After Twilight, she was cast as Natalie Keener in Up in the Air with George Clooney. Kendrick told Time Out UK that it was her first time playing a character her own age. "I've played high-school kids my whole life, this time I felt like I was sitting at the grown-ups' table," she said. She loved playing the role of a strong, well-rounded woman who wasn't sexualized or used as a romantic prop for Clooney's character. Instead, she said, "[Natalie] tries to be one of the boys. ... Her way of doing that is to take the hardest job going, just to prove she can do it."

She was also super nervous about working with Clooney, but he helped her relax by admitting that he gets nervous too. She discussed her nerves on the WTF with Marc Maron podcast (via Vanity Fair), saying that when Clooney said he gets nervous, "It was the smallest thing, but it, like, opened up my world. ... Just a couple of words from [Clooney] and you're like, "Oh, my God, he's a person! I'm a person. WE'RE THE SAME!"

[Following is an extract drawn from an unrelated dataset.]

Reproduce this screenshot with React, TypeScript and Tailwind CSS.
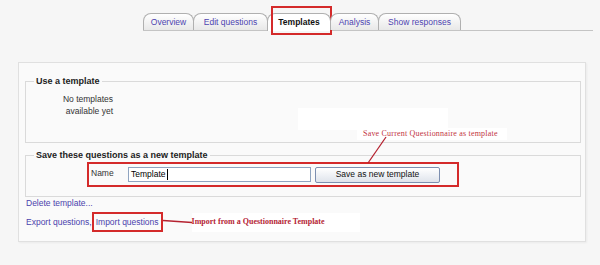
import React from "react";

const tabs = [
  { label: "Overview", w: "w-[51px]" },
  { label: "Edit questions", w: "w-[75px]" },
  { label: "Templates", w: "w-[64px]", active: true },
  { label: "Analysis", w: "w-[49px]" },
  { label: "Show responses", w: "w-[83px]" },
];

const Tabs = () => (
  <div className="ml-[143px] mt-[13px] flex w-[450px] border-b border-[#c4c4c4]">
    {tabs.map((t) => (
      <div
        key={t.label}
        className={`relative -mr-px flex h-[17px] items-center justify-center rounded-t-[8px] border border-b-0 border-[#b0b0b0] text-[8.5px] ${t.w} ${
          t.active
            ? "-mb-px h-[18px] bg-white font-bold text-[#111]"
            : "bg-linear-to-b from-white to-[#e8e8e8] text-[#4d44b0]"
        }`}
      >
        {t.label}
        {t.active && (
          <span className="absolute -top-[8px] -bottom-[4px] left-[3px] -right-[2px] border-2 border-[#d42a2a]" />
        )}
      </div>
    ))}
  </div>
);

const App = () => {
  return (
    <div className="h-[265px] w-[600px] overflow-hidden bg-[#f6f6f6] font-['Liberation_Sans',Arial,sans-serif] text-[#222]">
      <Tabs />

      <div className="relative ml-[18px] mt-[31px] w-[568px] border border-[#e0e0e0] bg-[#fafafa] pb-[9px] pl-[6px] pr-[4px] pt-[13px] shadow-[1px_1px_2px_rgba(0,0,0,0.05)]">
        {/* use a template */}
        <fieldset className="border border-[#dadada] pb-[25px]">
          <legend className="ml-[8px] px-[2px] text-[9px] font-bold leading-[11px] text-[#222]">
            Use a template
          </legend>
          <div className="mt-[6px] w-[87px] text-right text-[8.5px] leading-[12px] text-[#333]">
            No templates
            <br />
            available yet
          </div>
        </fieldset>

        {/* save as new template */}
        <fieldset className="mt-[7px] border border-[#dadada] pb-[9px]">
          <legend className="ml-[8px] px-[2px] text-[9px] font-bold leading-[11px] text-[#222]">
            Save these questions as a new template
          </legend>
          <div className="ml-[61px] mt-[1px] flex h-[25px] w-[372px] items-center border-2 border-[#d42a2a] pl-[2px]">
            <span className="w-[37px] -translate-y-[1px] text-[8.5px] text-[#333]">Name</span>
            <div className="flex h-[15px] w-[183px] items-center border border-[#8fa4c0] bg-white pl-[2px] text-[8.5px] text-black">
              Template
              <span className="ml-px h-[11px] w-px bg-black" />
            </div>
            <button className="ml-[4px] h-[16px] w-[125px] rounded-[2px] border border-[#7d8fb0] bg-linear-to-b from-white to-[#dfe4ec] text-[8.5px] text-[#111]">
              Save as new template
            </button>
          </div>
        </fieldset>

        <div className="ml-[1px] text-[8.5px] leading-[12px] text-[#4a42ad]">Delete template...</div>

        <div className="ml-[1px] mt-[3px] flex h-[20px] items-center text-[8.5px] text-[#4a42ad]">
          <span>Export questions,</span>
          <span className="flex h-[20px] items-center border-2 border-[#d42a2a] px-[2px]">Import questions</span>
          <svg width="29" height="6" className="shrink-0">
            <line x1="0" y1="1.5" x2="29" y2="3.5" stroke="#b52230" strokeWidth="1.5" />
          </svg>
          <span className="flex h-[19px] w-[168px] items-center bg-white font-['Liberation_Serif','Times_New_Roman',serif] text-[8px] font-bold text-[#b52535]">
            Import from a Questionnaire Template
          </span>
        </div>

        {/* annotation overlays */}
        <div className="absolute left-[279px] top-[45px] h-[22px] w-[150px] bg-white" />
        <div className="absolute left-[338px] top-[65px] flex h-[12px] w-[150px] items-center bg-white pl-[6px] font-['Liberation_Serif','Times_New_Roman',serif] text-[8px] tracking-[0.2px] text-[#c23542]">
          Save Current Questionnaire as template
        </div>
        <svg className="absolute left-[345px] top-[73px]" width="26" height="30">
          <line x1="22" y1="1" x2="4" y2="27" stroke="#b52230" strokeWidth="1.3" />
        </svg>
      </div>
    </div>
  );
};

export default App;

She still doesn't feel like a grown-up

"There are times when I still feel like an actual toddler in a grown-up — well, semi-grown-up — body," she explained to Glamour in 2015, just before her 30th birthday. "I feel I'm masquerading as an adult when I don't have the kind of friendships and routines that I thought you were supposed to have as an adult. It's the 'Friends lied to me!' syndrome."

In fact, her feeling of not being on top of life as an adult was part of what led to her decision to write Scrappy Little Nobody. "I think there's something that happens in my brain, and I hope I'm not alone in this, where I feel like everybody but me is a grown-up," she told Vogue in 2016. And, as she explained, the driving force behind the book was not only to entertain, but to connect with others and help them feel less alone. "My goals for this book were to make people laugh, to feel connected to people, and maybe get people to feel more connected to me," she said. You're definitely not alone in this, Anna — we suspect many women can relate!

She broke up with a guy because he wouldn't stop tickling her

Anna Kendrick told Elle that she used have a hard time telling people how she felt. "I thought, 'Those aren't facts. I can't make an argument based on my feelings.'" She eventually had a realization that it's not about arguing, but rather recognizing your own individual needs.

In fact, she put this into practice when a guy she was dating refused to stop tickling her, even though she had asked him to stop. She told Elle, "I said, 'I know that's cute and that people do it, but I really don't like being tickled. It really makes me feel trapped and panicked. I know it's silly and funny for most people, but I really hate it, so could you please not?'" 

He didn't take her request seriously, and he kept trying to tickle her — so, despite some concern that she might wind up being labeled "the crazy girl," she broke up with him. "I just had to go, 'No, I broke up with you because I told you something was important to me, and you didn't respect that,'" she said. 

She's a huge fan of funky socks

A devotee of fun, cute printed underwear and socks, as she approached her 30th birthday, she told told that she'd become a bit worried that once she passed the big 3-0, she might not be able to keep rocking her favorite funky socks — and would instead have to start wearing very grown-up, very serious black socks. "But no," she said with relief. 

"I've got this really crazy thing where I feel like if I had all black socks, I would not put the sock with its original pair and I'd be able to feel how much I'd worn them," she explained. "That has happened to me before... it bothered me so much that I was like, I'm going to get all printed socks so they're always with the original pair." In fact, she explained to Cosmo, her favorite pair of socks features two halves of a Boxer puppy's face — and if that's not endearing, we don't know what is.